O Documento da Conferência do CELAM de Aparecida (2007) aponta que as mulheres são a maioria na Igreja, as quais em muitos casos coordenam pastorais nas comunidades e ali buscam encontrar um sentido realmente cristão, inclusivo e igualitário, frente as iniciativas e as decisões nas ações evangelizadoras. Elas ocupam espaços e estabelecem vínculos permanentes de poder, mostram a sua capacidade e o seu poderio, pois conhecem como ninguém os sofrimentos das pessoas, sejam em espaços reais ou virtuais. Elas vão para além do espaço de poder de padres e bispos.  Em meio às comunidades, onde aparece mais a desigualdade social, as mulheres se sobressaem e são fraternas e facilitadoras

Como o tradicional mito das costureiras, essa condição demonstra um caráter opressor e sofrível na vida das mulheres, pois elas não conseguem plenamente mostrar a sua capacidade ao não ser considerada igualmente como os homens. Essa incapacidade de se viver a igualdade proposta pelos Evangelhos, num continente cristianizado, torna-se tal prática incoerente com a mensagem de Jesus Cristo. Nele, S. Paulo (Gl 3,28), mostra que a desigualdade foi anulada: “não há grego ou romano, homem ou mulher, escravo ou livre”.

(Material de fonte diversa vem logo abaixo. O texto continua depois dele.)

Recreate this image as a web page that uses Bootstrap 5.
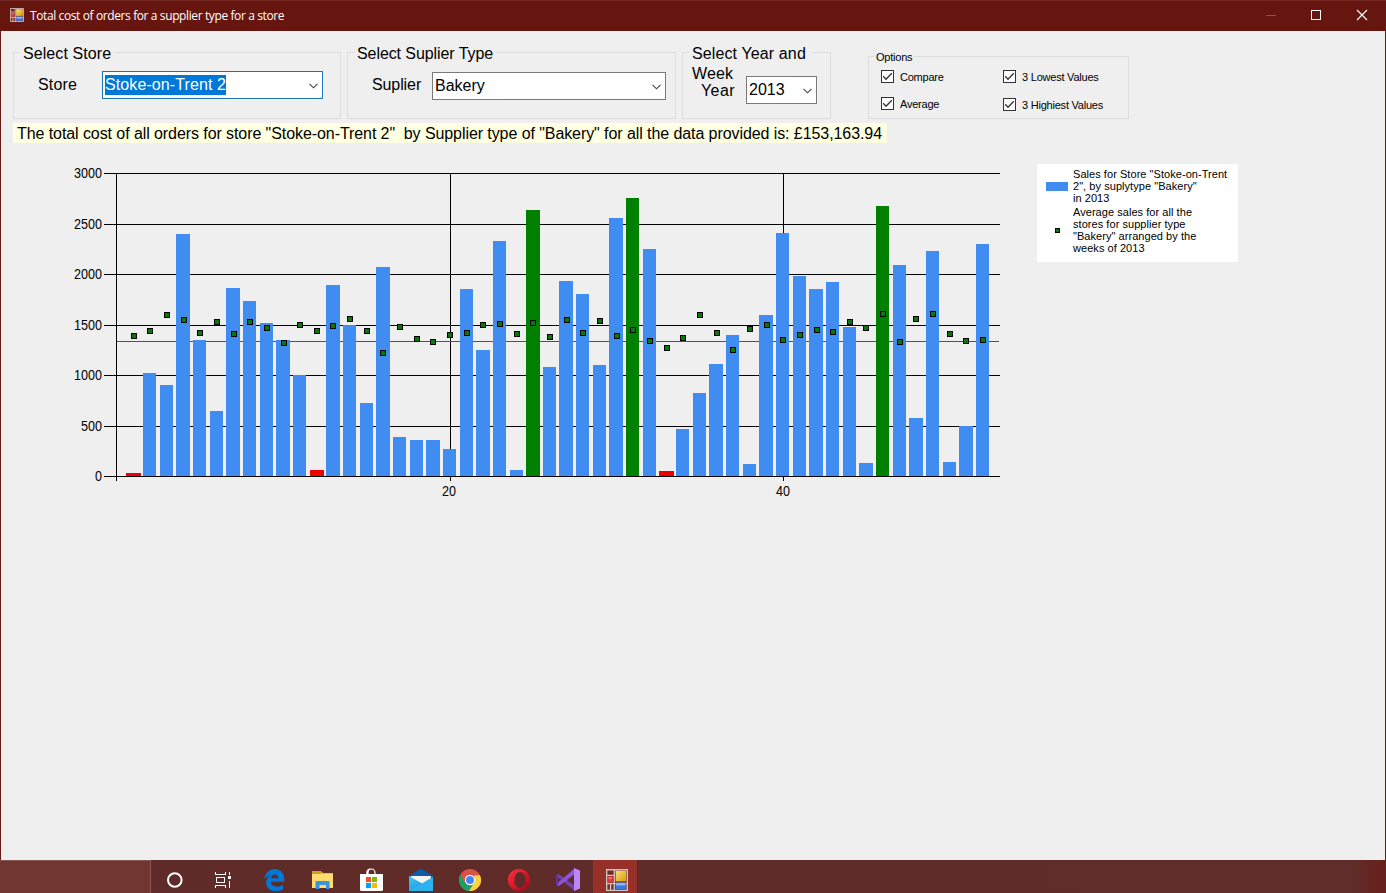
<!DOCTYPE html>
<html lang="en">
<head>
<meta charset="utf-8">
<title>Total cost of orders for a supplier type for a store</title>
<link href="https://cdn.jsdelivr.net/npm/bootstrap@5.3.0/dist/css/bootstrap.min.css" rel="stylesheet">
<style>
  body { font-family: "Liberation Sans", Arial, sans-serif; font-size: 16px; line-height: 20px; color: #000; background: #efefef; }
  .titlebar { height: 31px; background: #66150f; border-top: 1px solid #742620; color: #fff; padding: 0 0 2px 10px; font: 12px "Open Sans", sans-serif; letter-spacing: -.39px; }
  .winbody { border: solid #661a16; border-width: 0 1px; padding: 21px 0 0 12px; }
  .group { border: 1px solid #dcdcdc; height: 67px; }
  .caption-text { display: block; width: max-content; margin: -9px 0 0 6px; padding: 0 3px; background: #efefef; white-space: nowrap; }
  .combo { height: 28px; border: 1px solid #7a7a7a; background: #fff; padding: 0 3px 0 2px; }
  .combo.active { border-color: #1a75bb; }
  .combo svg { margin: 2px 1px 0 0; }
  .picked { background: #0078d7; color: #fff; letter-spacing: .1px; }
  .opts { height: 63px; font-size: 11px; line-height: 14px; letter-spacing: -.22px; }
  .opts .caption-text { margin: -7px 0 0 5px; padding: 0 2px; }
  .opts .col-a { width: 122px; }
  .opts span.lbl { padding-top: 1px; margin-bottom: -1px; }
  .tick { width: 13px; height: 13px; border: 1px solid #333; background: #fff; margin-right: 6px; }
  .total { width: 874px; height: 20px; margin-top: 4px; background: #ffffe1; padding: 1px 0 0 4px; white-space: pre; letter-spacing: -.078px; }
  .chart-legend { width: 201px; height: 98px; background: #fff; margin: 21px 0 0 37px; font-size: 11px; line-height: 12px; padding: 4px 0 0 9px; letter-spacing: .05px; }
  .chart-legend .keycol { width: 27px; }
  .swatch { width: 22px; height: 9px; background: #418cf0; }
  .dot { width: 5px; height: 5px; margin-left: 9px; background: #087808; border: 1px solid #000; }
  .taskbar { height: 33px; background: linear-gradient(90deg, #5f2b29 0, #602d2a 1352px, #68201b 1386px); }
  .searchbox { width: 151px; background: #713532; border: solid #8a5653; border-width: 1px 1px 0 0; }
  .tasks svg { display: block; }
</style>
</head>
<body class="vh-100 overflow-hidden d-flex flex-column">
<header class="titlebar d-flex align-items-center">
  <svg width="14" height="14" viewBox="0 0 24 24" class="me-0"><use href="#formicon"/></svg>
  <span style="margin-left:6px">Total cost of orders for a supplier type for a store</span>
  <svg class="ms-auto" width="120" height="28" fill="none" shape-rendering="crispEdges">
    <path d="M0 14.5h10" stroke="#91504b"/>
    <path d="M45.500 9.500h9v9h-9z" stroke="#fff"/>
    <path d="M91 9l10 10M101 9L91 19" stroke="#fff" shape-rendering="auto" stroke-width="1.2"/>
  </svg>
</header>

<main class="winbody flex-grow-1">
  <div class="d-flex align-items-start">
    <section class="group" style="width:328px">
      <span class="caption-text" style="letter-spacing:.08px">Select Store</span>
      <div class="d-flex" style="margin:7px 17px 0 24px">
        <label style="width:64px;padding-top:4px;letter-spacing:.15px">Store</label>
        <div class="combo active flex-grow-1 d-flex align-items-center justify-content-between"><span class="picked">Stoke-on-Trent 2</span><svg width="9" height="6"><use href="#chev"/></svg></div>
      </div>
    </section>
    <section class="group" style="width:329px;margin-left:6px">
      <span class="caption-text" style="letter-spacing:-.08px">Select Suplier Type</span>
      <div class="d-flex" style="margin:8px 9px 0 24px">
        <label style="width:60px;padding-top:3px;letter-spacing:-.1px">Suplier</label>
        <div class="combo flex-grow-1 d-flex align-items-center justify-content-between"><span>Bakery</span><svg width="9" height="6"><use href="#chev"/></svg></div>
      </div>
    </section>
    <section class="group" style="width:149px;margin-left:6px">
      <span class="caption-text" style="width:123px;letter-spacing:.12px">Select Year and<br>Week</span>
      <div class="d-flex" style="margin:-8px 13px 0 18px">
        <label style="width:45px;padding-top:5px;letter-spacing:.4px">Year</label>
        <div class="combo flex-grow-1 d-flex align-items-center justify-content-between"><span>2013</span><svg width="9" height="6"><use href="#chev"/></svg></div>
      </div>
    </section>
    <section class="group opts" style="width:261px;margin:4px 0 0 37px">
      <span class="caption-text">Options</span>
      <div class="d-flex" style="padding:5px 0 0 12px">
        <div class="col-a">
          <div class="d-flex align-items-center"><svg class="tick" viewBox="0 0 11 11"><use href="#check"/></svg><span class="lbl">Compare</span></div>
          <div class="d-flex align-items-center" style="margin-top:13px"><svg class="tick" viewBox="0 0 11 11"><use href="#check"/></svg><span class="lbl">Average</span></div>
        </div>
        <div>
          <div class="d-flex align-items-center"><svg class="tick" viewBox="0 0 11 11"><use href="#check"/></svg><span class="lbl">3 Lowest Values</span></div>
          <div class="d-flex align-items-center" style="margin-top:14px"><svg class="tick" viewBox="0 0 11 11"><use href="#check"/></svg><span class="lbl">3 Highiest Values</span></div>
        </div>
      </div>
    </section>
  </div>
  <div class="total">The total cost of all orders for store "Stoke-on-Trent 2"  by Supplier type of "Bakery" for all the data provided is: £153,163.94</div>

  <div class="d-flex align-items-start">
    <svg id="chart" width="940" height="350" viewBox="60 160 940 350" style="margin:17px 0 0 47px" shape-rendering="crispEdges" font-size="14"></svg>
    <aside class="chart-legend">
      <div class="d-flex align-items-center"><div class="keycol"><div class="swatch"></div></div><div>Sales for Store "Stoke-on-Trent<br>2", by suplytype "Bakery"<br>in 2013</div></div>
      <div class="d-flex align-items-center" style="margin-top:2px"><div class="keycol"><div class="dot"></div></div><div>Average sales for all the<br>stores for supplier type<br>"Bakery" arranged by the<br>weeks of 2013</div></div>
    </aside>
  </div>
</main>

<footer class="taskbar d-flex">
  <div class="searchbox flex-shrink-0"></div>
  <svg class="tasks" width="490" height="33" viewBox="151 860 490 33">
    <defs>
      <linearGradient id="gold" x2="1" y2="1"><stop stop-color="#fbe27c"/><stop offset="1" stop-color="#d99a00"/></linearGradient>
      <linearGradient id="opr" x2="1" y2="1"><stop stop-color="#ff3340"/><stop offset="1" stop-color="#a70014"/></linearGradient>
      <linearGradient id="mailg" x2="1" y2="1"><stop stop-color="#45c9f5"/><stop offset="1" stop-color="#1082d2"/></linearGradient>
      <symbol id="formicon" viewBox="0 0 24 24">
        <path fill="#702c29" stroke="#d0c4be" stroke-width="1.5" d="M.75.75h22.5v22.5H.75z"/>
        <path stroke="#d0c4be" stroke-width="1.5" d="M9 1v22M1 7h8M1 16h22M5 16v7"/>
        <path fill="url(#gold)" d="M10.500 2H22v11.500H10.500z"/>
        <path fill="#d93a3c" d="M2 8h6v7H2z"/><path fill="#ef8585" d="M3 9h3v2H3z"/>
        <path fill="#3a78dc" d="M10.500 15H22v7H10.500z"/><path fill="#8cb6f5" d="M11 15h10v3H11z"/>
      </symbol>
      <symbol id="chev" viewBox="0 0 9 6"><path d="M.5.8l4 4 4-4" fill="none" stroke="#444" stroke-width="1.1"/></symbol>
      <symbol id="check" viewBox="0 0 11 11"><path d="M1.200 5.300l2.800 2.900L9.800 2.200" fill="none" stroke="#333" stroke-width="1.300"/></symbol>
    </defs>
    <circle cx="174.800" cy="880" r="6.800" fill="none" stroke="#fff" stroke-width="2"/>
    <g fill="none" stroke="#fff" shape-rendering="crispEdges"><path d="M215.500 872v2.500h10V872M215.500 888v-2.500h10v2.500M216.500 877.500h8v5h-8zM229.500 872v3M229.500 881v7"/><path fill="#fff" stroke="none" d="M228 876h3v3h-3z"/></g>
    <path fill="#0078d7" d="M264.200 879.500c.8-6.200 4.800-10.500 10.400-10.500 5.900 0 9.700 4.300 9.700 10v2.800h-13.400c.2 3.600 3 4.800 6 4.800 2.400 0 4.600-.6 6.200-1.500v4.400c-2 1.100-4.600 1.700-7.500 1.700-5.800 0-9.400-3.500-9.400-8.700 0-3.300 1.600-6.100 4.500-7.800-3 .6-5 2.200-6.500 4.800zm6.900-1.200h7.200c-.1-2.400-1.200-3.800-3.500-3.800-2.200 0-3.400 1.400-3.700 3.800z"/>
    <path fill="#d99d1d" d="M312 871h9l2 2h10v4h-21z"/><path fill="#ffdc72" d="M312 873.500h21V888h-21z"/><path fill="#c98e12" d="M312 873h8l1 .8h-9z"/><path fill="#3b94d9" d="M315.500 889v-8h14v8h-3.500v-4h-6.500v4z"/>
    <path d="M368 874v-1a3.500 4 0 0 1 7 0v1M366.800 874v-1a3.500 4 0 0 1 3.500-4" fill="none" stroke="#fff" stroke-width="1.200"/><path fill="#fff" d="M360 874h23v15.500q0 1.500-1.500 1.500h-20q-1.500 0-1.500-1.500z"/>
    <path fill="#f25022" d="M366 877h5v5h-5z"/><path fill="#7fba00" d="M372 877h5v5h-5z"/><path fill="#00a4ef" d="M366 883h5v5h-5z"/><path fill="#ffb900" d="M372 883h5v5h-5z"/>
    <path fill="#0b5cab" d="M409 876l12-7.500 12 7.500v3h-24z"/><path fill="#f4f4f4" d="M411 876h20v9h-20z"/><path fill="url(#mailg)" d="M409 876l14 8 10-7v14h-24z"/><path fill="#2ab3ee" d="M409 891l24-14v14z"/>
    <g><circle cx="470" cy="880" r="11" fill="#dc5046"/><path fill="#1ba261" d="M460.500 874.500A11 11 0 0 0 469 891l5.500-8-9.500 0z"/><path fill="#fed23d" d="M479.900 875.200A11 11 0 0 1 469 891l5.300-8.500V875.200z"/><circle cx="470" cy="880" r="5.200" fill="#fff"/><circle cx="470" cy="880" r="4" fill="#4285f4"/></g>
    <path fill="url(#opr)" fill-rule="evenodd" d="M519 869a11.200 11 0 1 0 0 22 11.200 11 0 1 0 0-22zm1 3c3.500 0 5.500 3.800 5.500 8s-2 8-5.500 8-5.500-3.800-5.500-8 2-8 5.500-8z"/>
    <path fill="#7340b8" d="M556 875.500l2.500-1.500L575 886v5z"/><path fill="#8e56d8" d="M556 884.500l2.500 1.800L575 874v-6z"/><path fill="#65349f" d="M556 875.500l2.200-1v11.500l-2.200-1.500z"/><path fill="#b987f7" d="M574 868l6 2.500v18l-6 2.500z"/>
    <path fill="#963029" d="M593 860h44v33h-44z"/><path fill="#64201d" d="M637 860h1v33h-1z"/>
    <svg x="606" y="869" width="22" height="22" viewBox="0 0 24 24"><use href="#formicon"/></svg>
  </svg>
</footer>
<script src="https://cdn.jsdelivr.net/npm/bootstrap@5.3.0/dist/js/bootstrap.bundle.min.js"></script>
<script>
// Top edge of each weekly bar and centre of each average marker, in chart units.
const tops = [473,373,385,234,340,411,288,301,323,340,375,470,285,325,403,267,437,440,440,449,289,350,241,470,210,367,281,294,365,218,198,249,471,429,393,364,335,464,315,233,276,289,282,327,463,206,265,418,251,462,426,244];
const avgs = [336,331,315,320,333,322,334,322,328,343,325,331,326,319,331,353,327,339,342,335,333,325,324,334,323,337,320,333,321,336,330,341,348,338,315,333,350,329,325,340,335,330,332,322,328,314,342,319,314,334,341,340];
const lowest = [1, 12, 33], highest = [25, 31, 46];
let out = '';
[173,224,274,325,375,426,476].forEach((y, i) => {
  out += `<rect x="104" y="${y}" width="896" height="1"/>`;
  const label = String(3000 - i * 500), w = label.length * 7;
  out += `<text x="${102 - w}" y="${y + 5}" textLength="${w}" lengthAdjust="spacingAndGlyphs">${label}</text>`;
});
out += '<path d="M116 173h1v308h-1zM450 173h1v308h-1zM783 173h1v308h-1z"/><rect x="117" y="341" width="882" height="1" fill="#cc1c20"/>';
out += '<text x="442" y="496" textLength="14" lengthAdjust="spacingAndGlyphs">20</text><text x="776" y="496" textLength="14" lengthAdjust="spacingAndGlyphs">40</text>';
tops.forEach((y, i) => {
  const n = i + 1, low = lowest.includes(n);
  const x = Math.round(109.8 + 16.655 * n), end = low ? x + 14 + (n !== 12) : Math.round(123.14 + 16.655 * n);
  const fill = low ? '#f00000' : highest.includes(n) ? '#008000' : '#418cf0';
  out += `<rect x="${x}" y="${y}" width="${end - x}" height="${476 - y}" fill="${fill}"/>`;
});
avgs.forEach((y, i) => {
  const x = Math.round(116.97 + 16.656 * (i + 1));
  out += `<rect x="${x - 3}" y="${y - 3}" width="6" height="6"/><rect x="${x - 2}" y="${y - 2}" width="4" height="4" fill="#087808"/>`;
});
document.getElementById('chart').innerHTML = out;
</script>
</body>
</html>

Assim, relembrar continuamente a data do Dia Internacional da Mulher deve ser um momento que traga à tona uma reversão dos papéis injustos e das funções que exercemos nas estruturas, entre elas as religiosas. Ao se expressar em formas narrativas ou celebrativas, os fatos do nosso cotidiano devem ir além das homenagens, aplausos, mensagens. É necessária uma retomada de consciência que exige de nós a insistência e a determinação pelas mudanças.

Em tempos obscuros, ao se comemorar o dia 08 de março, deve-se ter em mente a mensagem que nos foi deixada por Jesus Cristo ao ser alertado por Maria que o vinho tinha acabado. Como ele, deve-se hoje saber transformar água em vinho nos vários momentos em que a vida pede novas tomadas de decisões em favor da igualdade e da justiça. Esse e outros dias do ano nos pedem que, após as tantas comemorações em homenagem às mulheres, todas as samaritanas sejam acolhidas sem medo e as Madalenas sejam respeitadas por terem a força que vem da igualdade no Cristo.